**Dataset rows**
------------
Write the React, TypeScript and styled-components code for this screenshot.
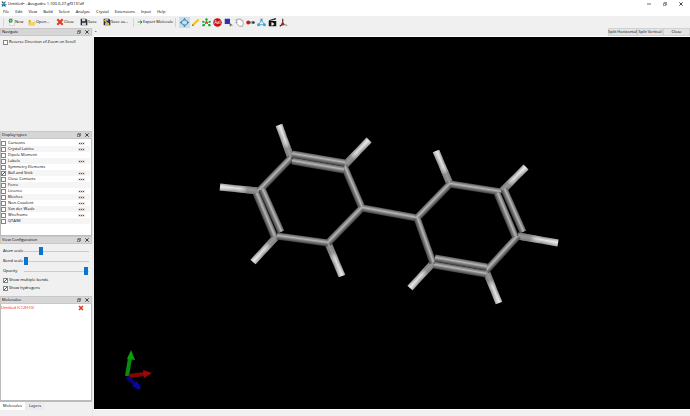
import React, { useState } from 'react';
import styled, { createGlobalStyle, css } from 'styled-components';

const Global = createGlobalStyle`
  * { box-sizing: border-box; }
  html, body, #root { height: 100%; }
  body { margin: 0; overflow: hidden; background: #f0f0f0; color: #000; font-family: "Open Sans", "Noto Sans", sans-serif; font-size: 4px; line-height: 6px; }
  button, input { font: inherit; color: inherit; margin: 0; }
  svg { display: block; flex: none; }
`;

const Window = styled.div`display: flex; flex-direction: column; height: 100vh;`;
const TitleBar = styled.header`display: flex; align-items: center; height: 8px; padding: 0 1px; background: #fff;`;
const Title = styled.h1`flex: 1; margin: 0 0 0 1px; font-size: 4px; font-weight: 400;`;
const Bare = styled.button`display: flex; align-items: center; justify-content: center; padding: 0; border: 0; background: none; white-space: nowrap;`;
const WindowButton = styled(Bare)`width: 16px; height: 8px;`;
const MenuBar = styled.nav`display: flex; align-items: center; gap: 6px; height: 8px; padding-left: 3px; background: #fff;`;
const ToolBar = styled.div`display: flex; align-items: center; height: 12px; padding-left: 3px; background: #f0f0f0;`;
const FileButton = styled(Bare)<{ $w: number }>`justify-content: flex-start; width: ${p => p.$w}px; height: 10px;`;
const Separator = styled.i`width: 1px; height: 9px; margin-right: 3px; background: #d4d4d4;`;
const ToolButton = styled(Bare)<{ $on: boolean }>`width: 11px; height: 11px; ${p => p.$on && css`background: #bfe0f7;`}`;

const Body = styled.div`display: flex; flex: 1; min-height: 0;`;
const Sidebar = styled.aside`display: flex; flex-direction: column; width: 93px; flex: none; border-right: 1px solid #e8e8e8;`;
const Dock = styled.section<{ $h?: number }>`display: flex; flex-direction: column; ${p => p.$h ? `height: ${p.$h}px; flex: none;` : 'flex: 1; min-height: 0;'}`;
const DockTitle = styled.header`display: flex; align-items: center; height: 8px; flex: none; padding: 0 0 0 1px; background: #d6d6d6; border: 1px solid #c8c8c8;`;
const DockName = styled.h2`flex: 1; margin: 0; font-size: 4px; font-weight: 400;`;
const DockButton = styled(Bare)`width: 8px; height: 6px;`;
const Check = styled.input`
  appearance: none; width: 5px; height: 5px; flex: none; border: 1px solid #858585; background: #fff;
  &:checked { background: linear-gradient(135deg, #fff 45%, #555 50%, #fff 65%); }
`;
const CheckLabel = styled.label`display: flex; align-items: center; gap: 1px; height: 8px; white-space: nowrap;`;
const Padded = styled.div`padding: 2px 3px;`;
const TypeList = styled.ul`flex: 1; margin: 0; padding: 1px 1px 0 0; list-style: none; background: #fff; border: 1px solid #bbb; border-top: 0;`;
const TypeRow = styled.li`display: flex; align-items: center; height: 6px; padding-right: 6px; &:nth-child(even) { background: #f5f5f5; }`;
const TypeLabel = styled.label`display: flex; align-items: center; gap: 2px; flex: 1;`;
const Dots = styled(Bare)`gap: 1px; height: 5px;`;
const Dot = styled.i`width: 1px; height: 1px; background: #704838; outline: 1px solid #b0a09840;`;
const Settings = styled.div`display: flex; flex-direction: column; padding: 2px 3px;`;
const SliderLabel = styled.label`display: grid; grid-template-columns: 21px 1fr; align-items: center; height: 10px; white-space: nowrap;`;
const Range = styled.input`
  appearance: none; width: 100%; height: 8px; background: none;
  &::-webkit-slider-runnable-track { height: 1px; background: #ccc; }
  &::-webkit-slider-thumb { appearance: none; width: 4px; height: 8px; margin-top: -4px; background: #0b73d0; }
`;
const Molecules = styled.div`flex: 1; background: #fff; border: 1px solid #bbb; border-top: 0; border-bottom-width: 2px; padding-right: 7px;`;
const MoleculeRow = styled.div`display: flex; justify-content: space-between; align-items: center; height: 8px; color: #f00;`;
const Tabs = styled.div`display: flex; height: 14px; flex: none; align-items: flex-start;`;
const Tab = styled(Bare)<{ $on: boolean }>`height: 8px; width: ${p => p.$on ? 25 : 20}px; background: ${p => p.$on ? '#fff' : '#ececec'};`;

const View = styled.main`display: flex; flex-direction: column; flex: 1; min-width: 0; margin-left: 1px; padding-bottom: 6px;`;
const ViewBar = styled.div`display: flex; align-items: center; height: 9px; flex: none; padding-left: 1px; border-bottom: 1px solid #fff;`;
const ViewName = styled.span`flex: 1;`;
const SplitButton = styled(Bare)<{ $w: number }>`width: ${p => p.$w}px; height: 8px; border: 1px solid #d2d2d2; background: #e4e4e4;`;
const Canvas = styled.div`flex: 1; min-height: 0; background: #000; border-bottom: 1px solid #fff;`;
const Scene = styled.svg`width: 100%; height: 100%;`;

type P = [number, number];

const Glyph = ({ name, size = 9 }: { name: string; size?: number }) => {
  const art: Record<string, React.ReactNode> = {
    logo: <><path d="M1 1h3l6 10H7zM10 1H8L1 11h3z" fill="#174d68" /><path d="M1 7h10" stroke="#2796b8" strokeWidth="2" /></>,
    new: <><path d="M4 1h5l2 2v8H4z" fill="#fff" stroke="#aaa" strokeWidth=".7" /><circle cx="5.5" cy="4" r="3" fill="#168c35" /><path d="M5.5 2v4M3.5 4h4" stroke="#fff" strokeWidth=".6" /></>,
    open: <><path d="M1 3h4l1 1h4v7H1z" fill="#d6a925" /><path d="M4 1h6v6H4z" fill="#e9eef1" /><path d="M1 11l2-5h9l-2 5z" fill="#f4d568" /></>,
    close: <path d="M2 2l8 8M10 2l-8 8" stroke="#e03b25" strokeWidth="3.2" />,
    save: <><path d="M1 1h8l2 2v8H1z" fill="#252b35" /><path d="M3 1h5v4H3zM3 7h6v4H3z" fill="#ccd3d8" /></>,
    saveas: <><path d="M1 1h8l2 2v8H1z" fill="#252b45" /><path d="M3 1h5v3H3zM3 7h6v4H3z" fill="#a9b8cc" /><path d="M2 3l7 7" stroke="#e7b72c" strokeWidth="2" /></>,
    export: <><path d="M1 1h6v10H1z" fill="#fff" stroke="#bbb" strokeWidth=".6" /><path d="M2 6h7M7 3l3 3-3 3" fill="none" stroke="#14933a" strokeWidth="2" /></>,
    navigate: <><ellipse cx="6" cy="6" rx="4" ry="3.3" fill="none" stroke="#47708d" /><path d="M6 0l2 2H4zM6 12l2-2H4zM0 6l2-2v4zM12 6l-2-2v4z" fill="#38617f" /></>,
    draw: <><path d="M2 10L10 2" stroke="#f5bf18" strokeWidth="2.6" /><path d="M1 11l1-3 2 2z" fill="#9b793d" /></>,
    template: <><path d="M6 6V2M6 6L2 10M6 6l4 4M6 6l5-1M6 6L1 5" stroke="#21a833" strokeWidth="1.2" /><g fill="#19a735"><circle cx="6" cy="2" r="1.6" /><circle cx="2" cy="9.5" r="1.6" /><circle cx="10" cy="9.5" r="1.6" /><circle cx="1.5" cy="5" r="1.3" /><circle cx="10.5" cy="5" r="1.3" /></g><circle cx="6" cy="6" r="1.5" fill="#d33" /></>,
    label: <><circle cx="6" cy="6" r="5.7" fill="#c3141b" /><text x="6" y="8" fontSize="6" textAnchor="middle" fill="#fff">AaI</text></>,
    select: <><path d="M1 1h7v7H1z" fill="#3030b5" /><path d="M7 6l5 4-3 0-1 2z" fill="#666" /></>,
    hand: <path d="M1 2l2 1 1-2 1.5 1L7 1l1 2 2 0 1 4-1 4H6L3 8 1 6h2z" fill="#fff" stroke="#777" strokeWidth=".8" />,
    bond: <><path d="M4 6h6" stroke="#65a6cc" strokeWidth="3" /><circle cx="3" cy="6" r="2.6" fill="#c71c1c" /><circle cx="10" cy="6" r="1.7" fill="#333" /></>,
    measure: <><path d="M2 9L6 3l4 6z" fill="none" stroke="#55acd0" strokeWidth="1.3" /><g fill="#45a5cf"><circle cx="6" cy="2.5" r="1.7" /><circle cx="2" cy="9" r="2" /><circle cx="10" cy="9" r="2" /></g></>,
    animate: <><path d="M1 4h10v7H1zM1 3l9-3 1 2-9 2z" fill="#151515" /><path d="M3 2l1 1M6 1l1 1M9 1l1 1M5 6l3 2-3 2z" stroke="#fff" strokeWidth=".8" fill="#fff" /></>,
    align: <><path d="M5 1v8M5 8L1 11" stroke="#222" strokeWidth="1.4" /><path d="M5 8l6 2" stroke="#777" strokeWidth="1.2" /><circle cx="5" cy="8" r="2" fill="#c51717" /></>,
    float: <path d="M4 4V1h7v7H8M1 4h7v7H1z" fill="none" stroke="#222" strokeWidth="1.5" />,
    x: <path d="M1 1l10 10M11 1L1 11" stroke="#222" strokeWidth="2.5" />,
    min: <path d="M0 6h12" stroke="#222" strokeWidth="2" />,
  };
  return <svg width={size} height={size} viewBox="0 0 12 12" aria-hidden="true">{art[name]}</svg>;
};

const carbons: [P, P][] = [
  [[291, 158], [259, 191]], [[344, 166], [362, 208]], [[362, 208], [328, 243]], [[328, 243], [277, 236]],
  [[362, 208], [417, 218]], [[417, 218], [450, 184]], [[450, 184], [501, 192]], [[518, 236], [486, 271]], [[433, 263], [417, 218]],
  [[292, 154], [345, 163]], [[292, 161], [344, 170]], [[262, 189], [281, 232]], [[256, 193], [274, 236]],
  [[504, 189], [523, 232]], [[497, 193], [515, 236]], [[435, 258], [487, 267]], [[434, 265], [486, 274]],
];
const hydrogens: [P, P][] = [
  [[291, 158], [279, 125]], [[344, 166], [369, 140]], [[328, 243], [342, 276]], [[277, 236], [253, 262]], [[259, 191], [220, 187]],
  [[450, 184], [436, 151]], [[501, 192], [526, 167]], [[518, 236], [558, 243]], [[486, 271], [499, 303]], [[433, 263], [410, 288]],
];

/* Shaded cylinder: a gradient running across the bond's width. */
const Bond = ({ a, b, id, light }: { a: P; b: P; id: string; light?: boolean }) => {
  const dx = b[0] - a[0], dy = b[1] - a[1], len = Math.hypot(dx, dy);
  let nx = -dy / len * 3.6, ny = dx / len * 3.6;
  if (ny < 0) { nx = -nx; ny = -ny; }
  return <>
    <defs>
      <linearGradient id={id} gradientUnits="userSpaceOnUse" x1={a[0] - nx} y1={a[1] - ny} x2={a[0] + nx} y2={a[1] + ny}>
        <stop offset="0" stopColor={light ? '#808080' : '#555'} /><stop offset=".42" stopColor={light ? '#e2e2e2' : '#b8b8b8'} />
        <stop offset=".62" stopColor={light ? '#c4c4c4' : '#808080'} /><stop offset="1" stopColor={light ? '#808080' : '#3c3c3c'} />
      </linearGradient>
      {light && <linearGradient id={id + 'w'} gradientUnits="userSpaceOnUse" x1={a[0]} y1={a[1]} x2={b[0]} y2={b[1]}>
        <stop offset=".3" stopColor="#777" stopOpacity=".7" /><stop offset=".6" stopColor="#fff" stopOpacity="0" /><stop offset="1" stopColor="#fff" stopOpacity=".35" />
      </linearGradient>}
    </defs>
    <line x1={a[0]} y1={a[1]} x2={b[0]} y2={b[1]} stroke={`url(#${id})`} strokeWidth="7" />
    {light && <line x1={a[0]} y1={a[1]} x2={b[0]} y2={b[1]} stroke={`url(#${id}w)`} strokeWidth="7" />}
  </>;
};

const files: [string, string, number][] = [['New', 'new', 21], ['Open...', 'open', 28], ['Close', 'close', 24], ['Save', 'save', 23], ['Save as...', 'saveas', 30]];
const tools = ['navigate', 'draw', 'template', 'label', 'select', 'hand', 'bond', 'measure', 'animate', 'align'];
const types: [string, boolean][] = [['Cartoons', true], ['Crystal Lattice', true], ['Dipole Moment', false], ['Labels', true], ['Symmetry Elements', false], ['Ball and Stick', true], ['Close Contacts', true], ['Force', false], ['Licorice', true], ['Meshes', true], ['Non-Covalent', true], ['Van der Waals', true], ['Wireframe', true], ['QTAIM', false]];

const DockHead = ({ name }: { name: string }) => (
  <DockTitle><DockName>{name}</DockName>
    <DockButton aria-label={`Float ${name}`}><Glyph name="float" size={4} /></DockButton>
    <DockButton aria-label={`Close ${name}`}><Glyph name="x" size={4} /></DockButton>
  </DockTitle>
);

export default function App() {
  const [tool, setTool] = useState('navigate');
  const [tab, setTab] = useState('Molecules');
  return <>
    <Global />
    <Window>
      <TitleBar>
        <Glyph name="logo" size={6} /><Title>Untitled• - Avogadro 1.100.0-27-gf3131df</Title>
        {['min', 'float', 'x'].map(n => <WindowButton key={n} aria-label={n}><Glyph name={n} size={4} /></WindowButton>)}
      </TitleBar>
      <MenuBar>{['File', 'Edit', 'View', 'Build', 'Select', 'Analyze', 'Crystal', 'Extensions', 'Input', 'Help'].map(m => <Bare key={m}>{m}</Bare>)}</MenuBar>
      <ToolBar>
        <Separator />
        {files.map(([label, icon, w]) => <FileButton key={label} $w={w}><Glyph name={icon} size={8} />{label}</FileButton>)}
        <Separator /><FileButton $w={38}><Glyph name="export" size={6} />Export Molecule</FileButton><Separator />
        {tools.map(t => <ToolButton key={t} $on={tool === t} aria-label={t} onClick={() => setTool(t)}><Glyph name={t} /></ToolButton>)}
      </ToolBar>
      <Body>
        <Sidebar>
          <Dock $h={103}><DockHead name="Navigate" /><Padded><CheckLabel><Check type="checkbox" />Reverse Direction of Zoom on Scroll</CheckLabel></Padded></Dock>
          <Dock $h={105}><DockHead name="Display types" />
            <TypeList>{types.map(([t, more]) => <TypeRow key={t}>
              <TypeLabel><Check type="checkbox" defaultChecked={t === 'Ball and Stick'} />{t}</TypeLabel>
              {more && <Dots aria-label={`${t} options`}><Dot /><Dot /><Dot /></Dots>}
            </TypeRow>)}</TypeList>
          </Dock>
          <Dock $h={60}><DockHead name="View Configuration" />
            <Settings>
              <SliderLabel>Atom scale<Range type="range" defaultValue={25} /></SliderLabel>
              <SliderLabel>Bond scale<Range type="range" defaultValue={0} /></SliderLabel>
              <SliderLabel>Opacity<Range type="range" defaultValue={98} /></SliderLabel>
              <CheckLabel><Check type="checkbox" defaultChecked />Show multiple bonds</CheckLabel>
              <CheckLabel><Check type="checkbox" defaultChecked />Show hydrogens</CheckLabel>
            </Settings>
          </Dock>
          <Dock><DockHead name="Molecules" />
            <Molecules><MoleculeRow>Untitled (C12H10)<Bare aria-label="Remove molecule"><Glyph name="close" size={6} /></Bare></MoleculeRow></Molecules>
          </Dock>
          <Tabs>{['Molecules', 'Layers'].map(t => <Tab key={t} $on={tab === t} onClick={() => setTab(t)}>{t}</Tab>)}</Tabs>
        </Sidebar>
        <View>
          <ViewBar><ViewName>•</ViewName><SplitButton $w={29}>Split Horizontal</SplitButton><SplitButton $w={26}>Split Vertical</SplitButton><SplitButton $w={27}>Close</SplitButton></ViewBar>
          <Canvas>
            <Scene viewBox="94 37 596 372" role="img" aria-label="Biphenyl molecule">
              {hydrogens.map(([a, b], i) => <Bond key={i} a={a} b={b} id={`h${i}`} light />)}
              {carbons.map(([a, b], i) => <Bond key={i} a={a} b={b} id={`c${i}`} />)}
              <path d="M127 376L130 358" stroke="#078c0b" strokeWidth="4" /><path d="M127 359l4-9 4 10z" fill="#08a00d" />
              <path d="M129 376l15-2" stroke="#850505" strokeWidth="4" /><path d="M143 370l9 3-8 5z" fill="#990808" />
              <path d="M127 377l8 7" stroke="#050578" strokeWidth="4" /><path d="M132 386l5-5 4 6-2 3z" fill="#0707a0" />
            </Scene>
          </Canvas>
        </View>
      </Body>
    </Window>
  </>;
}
------------
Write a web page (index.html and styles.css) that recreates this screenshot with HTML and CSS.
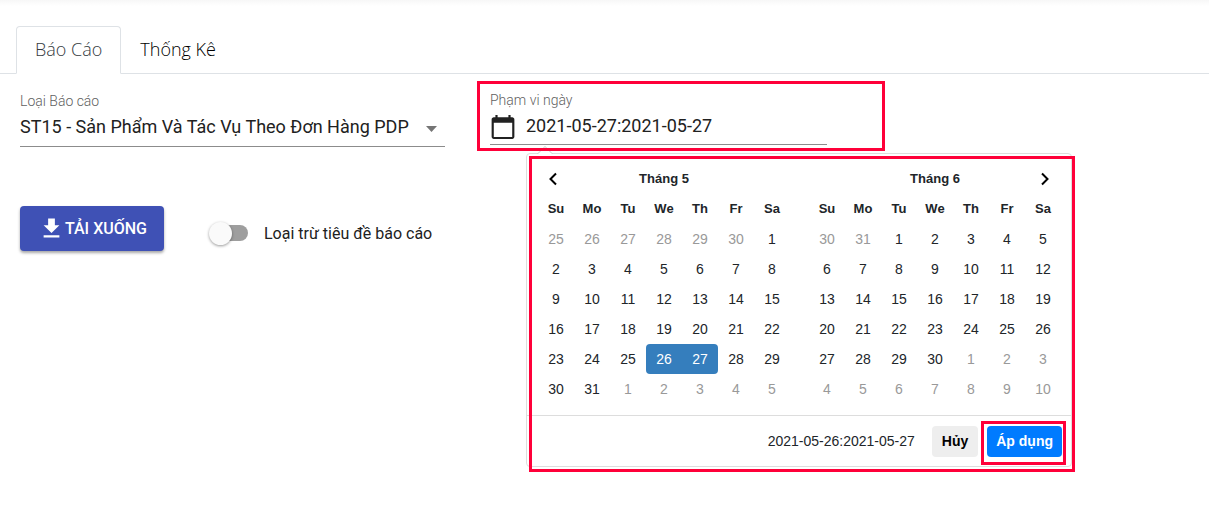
------------
Gather each line in the entries above where the string "components" is found.

**Answer**
Write the React, TypeScript and styled-components code for this screenshot.
import styled, { createGlobalStyle, css } from 'styled-components';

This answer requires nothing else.